• _Your instructions_
In the entries that follow, how many lines hold the string "index"? Give only that number.
[Start]
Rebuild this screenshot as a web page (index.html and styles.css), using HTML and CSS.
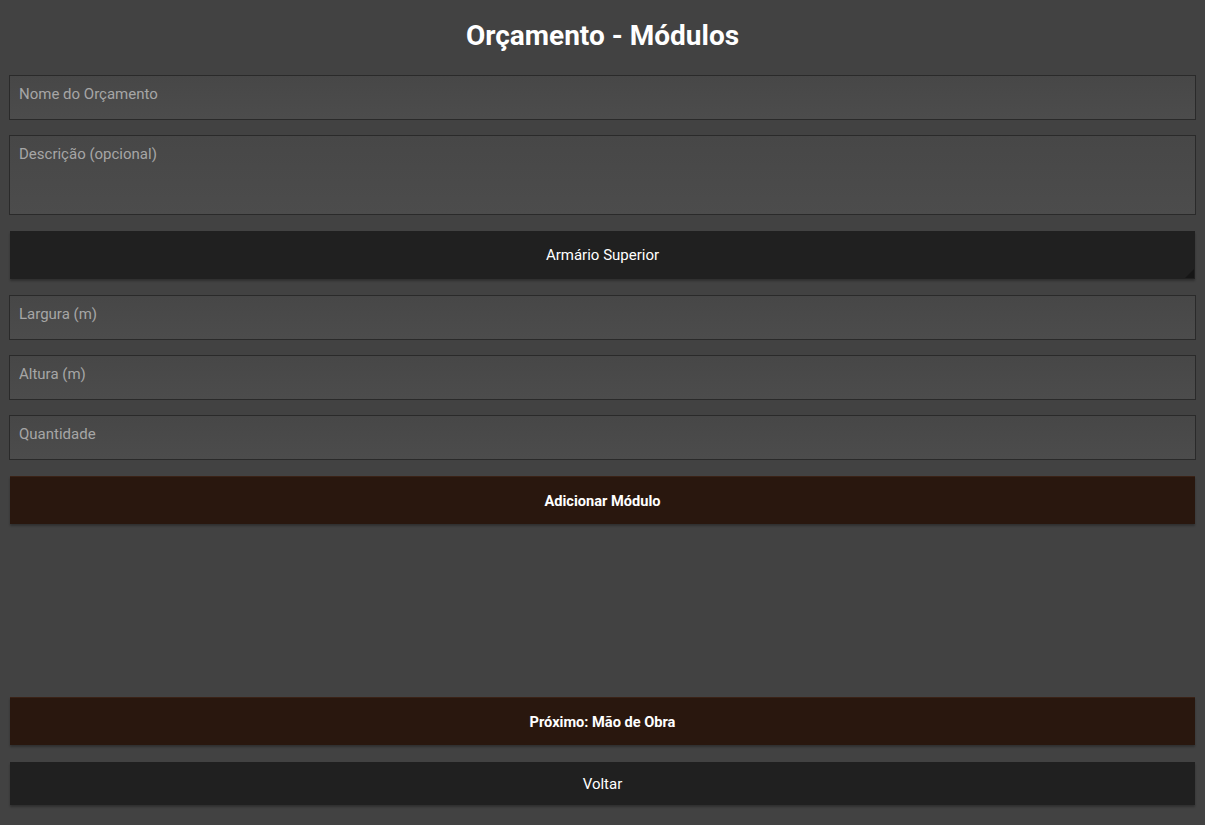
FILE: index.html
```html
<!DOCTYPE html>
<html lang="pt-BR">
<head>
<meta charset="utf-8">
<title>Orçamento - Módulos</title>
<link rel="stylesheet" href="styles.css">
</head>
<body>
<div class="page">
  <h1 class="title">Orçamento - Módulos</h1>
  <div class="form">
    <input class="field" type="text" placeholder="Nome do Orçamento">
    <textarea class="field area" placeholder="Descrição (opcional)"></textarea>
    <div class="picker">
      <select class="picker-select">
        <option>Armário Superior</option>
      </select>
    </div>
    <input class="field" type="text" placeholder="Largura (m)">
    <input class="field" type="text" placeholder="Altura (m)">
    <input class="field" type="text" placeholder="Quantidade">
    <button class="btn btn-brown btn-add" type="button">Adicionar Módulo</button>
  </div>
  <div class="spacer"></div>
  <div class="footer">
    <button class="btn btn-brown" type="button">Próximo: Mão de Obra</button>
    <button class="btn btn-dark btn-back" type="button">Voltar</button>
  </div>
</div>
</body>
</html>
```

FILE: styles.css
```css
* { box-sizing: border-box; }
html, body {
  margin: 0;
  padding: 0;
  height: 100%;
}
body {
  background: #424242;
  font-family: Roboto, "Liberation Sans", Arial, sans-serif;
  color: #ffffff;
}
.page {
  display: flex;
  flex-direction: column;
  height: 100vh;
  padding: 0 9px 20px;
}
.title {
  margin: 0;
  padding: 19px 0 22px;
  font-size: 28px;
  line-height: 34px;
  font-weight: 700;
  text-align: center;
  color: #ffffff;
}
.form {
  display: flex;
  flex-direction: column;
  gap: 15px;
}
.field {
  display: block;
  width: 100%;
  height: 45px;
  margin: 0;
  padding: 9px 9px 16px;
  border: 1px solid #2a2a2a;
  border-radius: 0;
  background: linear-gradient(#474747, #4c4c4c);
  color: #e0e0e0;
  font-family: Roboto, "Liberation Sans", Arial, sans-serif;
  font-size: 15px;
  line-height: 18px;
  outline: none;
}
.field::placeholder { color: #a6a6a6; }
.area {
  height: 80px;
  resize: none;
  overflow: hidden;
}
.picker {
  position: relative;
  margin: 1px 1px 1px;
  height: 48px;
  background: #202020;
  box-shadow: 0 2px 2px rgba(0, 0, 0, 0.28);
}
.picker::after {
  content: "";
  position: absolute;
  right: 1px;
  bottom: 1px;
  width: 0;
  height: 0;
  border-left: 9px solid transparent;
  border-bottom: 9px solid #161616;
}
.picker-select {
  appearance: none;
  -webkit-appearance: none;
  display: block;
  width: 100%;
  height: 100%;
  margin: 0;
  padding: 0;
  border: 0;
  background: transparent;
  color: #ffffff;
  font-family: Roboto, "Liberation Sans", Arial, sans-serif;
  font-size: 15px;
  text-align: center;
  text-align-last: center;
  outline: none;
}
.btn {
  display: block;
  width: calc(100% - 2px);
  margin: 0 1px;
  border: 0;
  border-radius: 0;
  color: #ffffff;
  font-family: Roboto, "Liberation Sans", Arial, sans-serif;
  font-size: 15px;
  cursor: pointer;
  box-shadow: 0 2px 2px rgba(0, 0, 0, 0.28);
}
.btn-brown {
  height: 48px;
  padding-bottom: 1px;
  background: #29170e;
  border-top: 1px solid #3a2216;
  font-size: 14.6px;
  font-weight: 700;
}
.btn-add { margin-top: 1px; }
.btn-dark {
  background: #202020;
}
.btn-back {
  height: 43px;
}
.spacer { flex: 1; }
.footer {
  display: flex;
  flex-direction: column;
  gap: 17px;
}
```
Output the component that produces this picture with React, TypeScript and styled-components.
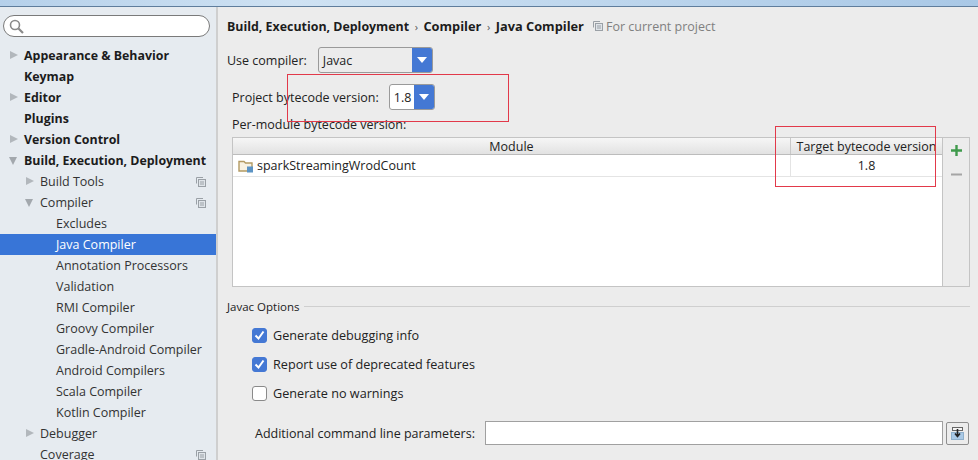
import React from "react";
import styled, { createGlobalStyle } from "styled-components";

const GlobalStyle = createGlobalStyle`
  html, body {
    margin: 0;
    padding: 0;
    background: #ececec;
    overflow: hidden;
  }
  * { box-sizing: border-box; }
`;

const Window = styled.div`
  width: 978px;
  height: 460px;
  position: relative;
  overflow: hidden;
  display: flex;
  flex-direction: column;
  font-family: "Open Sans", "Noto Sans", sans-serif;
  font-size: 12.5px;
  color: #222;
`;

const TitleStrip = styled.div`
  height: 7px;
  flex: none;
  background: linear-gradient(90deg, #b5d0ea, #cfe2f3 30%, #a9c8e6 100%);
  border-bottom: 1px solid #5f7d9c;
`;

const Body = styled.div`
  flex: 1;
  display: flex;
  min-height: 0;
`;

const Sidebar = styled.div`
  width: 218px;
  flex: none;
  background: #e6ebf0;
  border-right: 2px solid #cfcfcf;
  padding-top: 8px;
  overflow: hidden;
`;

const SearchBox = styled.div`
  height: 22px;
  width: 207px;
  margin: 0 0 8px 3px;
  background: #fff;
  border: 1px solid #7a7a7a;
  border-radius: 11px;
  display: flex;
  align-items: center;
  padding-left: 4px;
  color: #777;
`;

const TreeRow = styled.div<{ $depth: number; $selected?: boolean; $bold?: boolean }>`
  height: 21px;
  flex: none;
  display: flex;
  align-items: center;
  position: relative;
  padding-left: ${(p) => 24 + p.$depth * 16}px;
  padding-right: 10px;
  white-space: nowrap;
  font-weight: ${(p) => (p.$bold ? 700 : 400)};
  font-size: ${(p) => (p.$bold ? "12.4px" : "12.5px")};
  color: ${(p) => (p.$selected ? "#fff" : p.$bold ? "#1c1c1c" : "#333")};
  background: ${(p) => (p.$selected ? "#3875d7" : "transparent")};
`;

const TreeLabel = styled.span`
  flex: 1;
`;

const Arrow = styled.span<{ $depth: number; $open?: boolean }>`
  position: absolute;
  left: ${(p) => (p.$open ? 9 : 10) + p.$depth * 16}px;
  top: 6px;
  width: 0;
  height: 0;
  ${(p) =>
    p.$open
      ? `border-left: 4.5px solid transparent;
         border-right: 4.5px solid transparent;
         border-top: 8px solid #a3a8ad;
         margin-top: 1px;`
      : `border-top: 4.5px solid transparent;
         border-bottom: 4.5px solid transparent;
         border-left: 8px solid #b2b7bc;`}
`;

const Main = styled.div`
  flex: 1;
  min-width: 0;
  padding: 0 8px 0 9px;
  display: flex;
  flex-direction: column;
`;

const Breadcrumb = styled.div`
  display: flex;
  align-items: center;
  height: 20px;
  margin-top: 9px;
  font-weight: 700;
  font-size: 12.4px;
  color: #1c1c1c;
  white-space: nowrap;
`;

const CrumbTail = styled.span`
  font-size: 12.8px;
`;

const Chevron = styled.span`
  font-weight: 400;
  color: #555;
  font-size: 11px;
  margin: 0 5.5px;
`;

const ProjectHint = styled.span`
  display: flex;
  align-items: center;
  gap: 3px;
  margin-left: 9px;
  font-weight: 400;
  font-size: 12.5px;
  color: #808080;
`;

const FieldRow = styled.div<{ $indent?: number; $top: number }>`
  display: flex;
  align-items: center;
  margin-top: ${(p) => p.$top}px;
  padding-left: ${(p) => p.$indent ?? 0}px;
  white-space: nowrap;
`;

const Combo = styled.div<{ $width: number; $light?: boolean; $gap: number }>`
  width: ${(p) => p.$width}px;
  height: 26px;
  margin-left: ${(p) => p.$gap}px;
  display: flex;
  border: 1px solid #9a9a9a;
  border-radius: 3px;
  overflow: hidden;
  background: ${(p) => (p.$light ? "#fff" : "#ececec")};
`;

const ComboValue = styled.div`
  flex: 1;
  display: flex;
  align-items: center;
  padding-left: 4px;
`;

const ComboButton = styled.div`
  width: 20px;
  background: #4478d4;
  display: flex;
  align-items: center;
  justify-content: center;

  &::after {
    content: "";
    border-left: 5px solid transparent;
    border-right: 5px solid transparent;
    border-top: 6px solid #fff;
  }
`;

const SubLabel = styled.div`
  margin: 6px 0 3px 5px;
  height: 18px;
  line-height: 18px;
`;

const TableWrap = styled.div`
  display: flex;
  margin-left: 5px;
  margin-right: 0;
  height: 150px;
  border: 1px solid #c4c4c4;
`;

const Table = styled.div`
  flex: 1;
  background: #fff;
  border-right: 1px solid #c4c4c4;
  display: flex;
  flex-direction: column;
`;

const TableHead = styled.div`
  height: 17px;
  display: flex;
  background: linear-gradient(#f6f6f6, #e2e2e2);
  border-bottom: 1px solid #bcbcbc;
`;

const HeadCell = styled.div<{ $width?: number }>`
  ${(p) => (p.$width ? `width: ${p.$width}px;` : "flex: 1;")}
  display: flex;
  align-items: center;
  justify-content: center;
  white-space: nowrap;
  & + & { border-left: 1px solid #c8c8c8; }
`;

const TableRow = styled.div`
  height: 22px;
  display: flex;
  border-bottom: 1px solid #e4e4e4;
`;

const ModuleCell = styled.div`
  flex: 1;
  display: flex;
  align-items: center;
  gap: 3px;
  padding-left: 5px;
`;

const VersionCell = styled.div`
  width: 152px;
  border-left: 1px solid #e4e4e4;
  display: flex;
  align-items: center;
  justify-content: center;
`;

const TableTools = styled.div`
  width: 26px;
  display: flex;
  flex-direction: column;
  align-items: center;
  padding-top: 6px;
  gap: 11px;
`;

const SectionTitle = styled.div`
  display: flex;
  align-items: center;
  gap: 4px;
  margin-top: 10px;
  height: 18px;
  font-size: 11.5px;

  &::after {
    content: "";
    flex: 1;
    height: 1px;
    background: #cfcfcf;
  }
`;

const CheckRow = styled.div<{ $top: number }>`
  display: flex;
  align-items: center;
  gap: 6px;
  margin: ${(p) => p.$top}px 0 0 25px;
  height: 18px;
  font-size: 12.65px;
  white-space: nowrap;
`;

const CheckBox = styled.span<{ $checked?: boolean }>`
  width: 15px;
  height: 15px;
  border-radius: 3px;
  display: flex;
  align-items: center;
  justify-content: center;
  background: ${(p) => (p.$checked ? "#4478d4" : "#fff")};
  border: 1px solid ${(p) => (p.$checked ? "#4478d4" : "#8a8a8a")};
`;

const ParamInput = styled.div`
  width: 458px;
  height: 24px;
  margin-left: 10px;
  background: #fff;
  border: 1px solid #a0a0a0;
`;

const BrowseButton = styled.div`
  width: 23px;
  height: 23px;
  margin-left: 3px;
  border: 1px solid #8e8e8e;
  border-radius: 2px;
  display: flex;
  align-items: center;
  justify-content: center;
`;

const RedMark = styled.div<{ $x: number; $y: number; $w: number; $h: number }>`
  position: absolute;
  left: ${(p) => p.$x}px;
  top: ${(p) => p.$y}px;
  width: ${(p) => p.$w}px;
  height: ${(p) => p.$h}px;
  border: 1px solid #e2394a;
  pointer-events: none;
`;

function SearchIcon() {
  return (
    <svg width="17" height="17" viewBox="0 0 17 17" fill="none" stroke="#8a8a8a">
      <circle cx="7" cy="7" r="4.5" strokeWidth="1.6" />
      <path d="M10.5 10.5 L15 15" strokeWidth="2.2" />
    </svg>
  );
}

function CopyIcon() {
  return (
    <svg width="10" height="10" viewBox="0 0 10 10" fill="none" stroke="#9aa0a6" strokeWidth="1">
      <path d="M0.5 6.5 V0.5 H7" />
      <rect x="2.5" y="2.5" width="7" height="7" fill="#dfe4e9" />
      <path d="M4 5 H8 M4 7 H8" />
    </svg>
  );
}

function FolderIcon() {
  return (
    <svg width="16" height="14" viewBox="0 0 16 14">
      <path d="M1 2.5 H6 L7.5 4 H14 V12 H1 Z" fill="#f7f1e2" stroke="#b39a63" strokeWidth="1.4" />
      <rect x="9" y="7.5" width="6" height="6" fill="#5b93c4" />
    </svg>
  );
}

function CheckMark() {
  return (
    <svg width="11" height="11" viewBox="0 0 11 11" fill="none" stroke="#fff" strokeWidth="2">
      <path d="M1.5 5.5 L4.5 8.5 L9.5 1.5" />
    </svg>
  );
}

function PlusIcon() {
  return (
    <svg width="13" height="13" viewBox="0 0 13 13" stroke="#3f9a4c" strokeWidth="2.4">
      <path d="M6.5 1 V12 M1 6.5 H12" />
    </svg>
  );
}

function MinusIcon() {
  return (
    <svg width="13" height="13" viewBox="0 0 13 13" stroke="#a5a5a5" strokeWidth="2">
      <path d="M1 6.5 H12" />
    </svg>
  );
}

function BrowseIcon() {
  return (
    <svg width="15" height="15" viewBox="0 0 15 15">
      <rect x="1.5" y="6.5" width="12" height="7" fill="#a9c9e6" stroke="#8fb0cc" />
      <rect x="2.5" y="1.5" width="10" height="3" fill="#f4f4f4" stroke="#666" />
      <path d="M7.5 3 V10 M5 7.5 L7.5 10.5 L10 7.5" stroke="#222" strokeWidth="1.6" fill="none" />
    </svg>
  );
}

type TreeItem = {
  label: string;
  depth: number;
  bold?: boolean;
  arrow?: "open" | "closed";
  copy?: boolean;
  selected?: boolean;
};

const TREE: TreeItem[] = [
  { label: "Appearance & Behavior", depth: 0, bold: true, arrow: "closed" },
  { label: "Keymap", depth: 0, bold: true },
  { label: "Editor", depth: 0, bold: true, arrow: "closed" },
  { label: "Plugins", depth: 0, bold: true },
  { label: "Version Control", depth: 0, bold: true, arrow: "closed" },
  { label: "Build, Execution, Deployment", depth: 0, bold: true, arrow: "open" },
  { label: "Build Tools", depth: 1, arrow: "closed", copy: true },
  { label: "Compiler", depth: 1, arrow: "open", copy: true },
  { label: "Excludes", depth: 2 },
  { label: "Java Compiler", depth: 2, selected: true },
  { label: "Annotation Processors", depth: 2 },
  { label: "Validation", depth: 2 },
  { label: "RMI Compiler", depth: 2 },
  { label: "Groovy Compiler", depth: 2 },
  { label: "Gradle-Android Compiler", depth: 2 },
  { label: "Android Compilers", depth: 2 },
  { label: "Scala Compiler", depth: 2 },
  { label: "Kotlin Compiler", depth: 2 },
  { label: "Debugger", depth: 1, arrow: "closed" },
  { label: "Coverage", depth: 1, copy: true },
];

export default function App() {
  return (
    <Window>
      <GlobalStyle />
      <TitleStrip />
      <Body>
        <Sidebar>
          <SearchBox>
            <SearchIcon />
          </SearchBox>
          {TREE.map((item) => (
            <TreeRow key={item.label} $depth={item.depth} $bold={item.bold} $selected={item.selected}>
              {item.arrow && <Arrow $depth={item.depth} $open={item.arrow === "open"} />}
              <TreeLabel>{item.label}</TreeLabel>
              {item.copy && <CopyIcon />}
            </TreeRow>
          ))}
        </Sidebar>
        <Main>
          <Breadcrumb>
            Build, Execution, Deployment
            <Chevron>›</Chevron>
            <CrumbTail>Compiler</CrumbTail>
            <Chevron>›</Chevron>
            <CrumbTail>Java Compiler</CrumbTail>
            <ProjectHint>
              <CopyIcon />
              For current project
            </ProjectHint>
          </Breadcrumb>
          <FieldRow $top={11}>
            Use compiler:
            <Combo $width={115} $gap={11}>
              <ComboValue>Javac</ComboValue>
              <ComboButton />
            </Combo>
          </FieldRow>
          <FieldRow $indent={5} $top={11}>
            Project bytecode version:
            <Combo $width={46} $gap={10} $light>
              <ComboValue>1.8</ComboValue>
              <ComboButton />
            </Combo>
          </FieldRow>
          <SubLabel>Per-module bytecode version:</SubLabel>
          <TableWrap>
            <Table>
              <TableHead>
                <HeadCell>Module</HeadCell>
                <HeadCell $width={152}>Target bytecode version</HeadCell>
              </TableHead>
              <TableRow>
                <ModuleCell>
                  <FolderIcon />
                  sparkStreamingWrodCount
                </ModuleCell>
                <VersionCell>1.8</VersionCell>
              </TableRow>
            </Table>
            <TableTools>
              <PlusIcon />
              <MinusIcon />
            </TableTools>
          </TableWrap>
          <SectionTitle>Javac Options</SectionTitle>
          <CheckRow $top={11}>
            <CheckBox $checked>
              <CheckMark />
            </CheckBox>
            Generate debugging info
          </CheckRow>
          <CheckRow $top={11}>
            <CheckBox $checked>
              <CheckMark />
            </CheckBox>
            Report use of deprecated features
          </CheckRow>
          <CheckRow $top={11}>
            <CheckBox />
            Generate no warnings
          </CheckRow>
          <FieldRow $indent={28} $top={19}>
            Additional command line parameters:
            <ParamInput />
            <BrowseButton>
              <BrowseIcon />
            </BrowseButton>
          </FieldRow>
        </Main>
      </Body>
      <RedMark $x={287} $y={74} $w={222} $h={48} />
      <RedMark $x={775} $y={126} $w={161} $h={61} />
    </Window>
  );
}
[End]
• _Full output_
2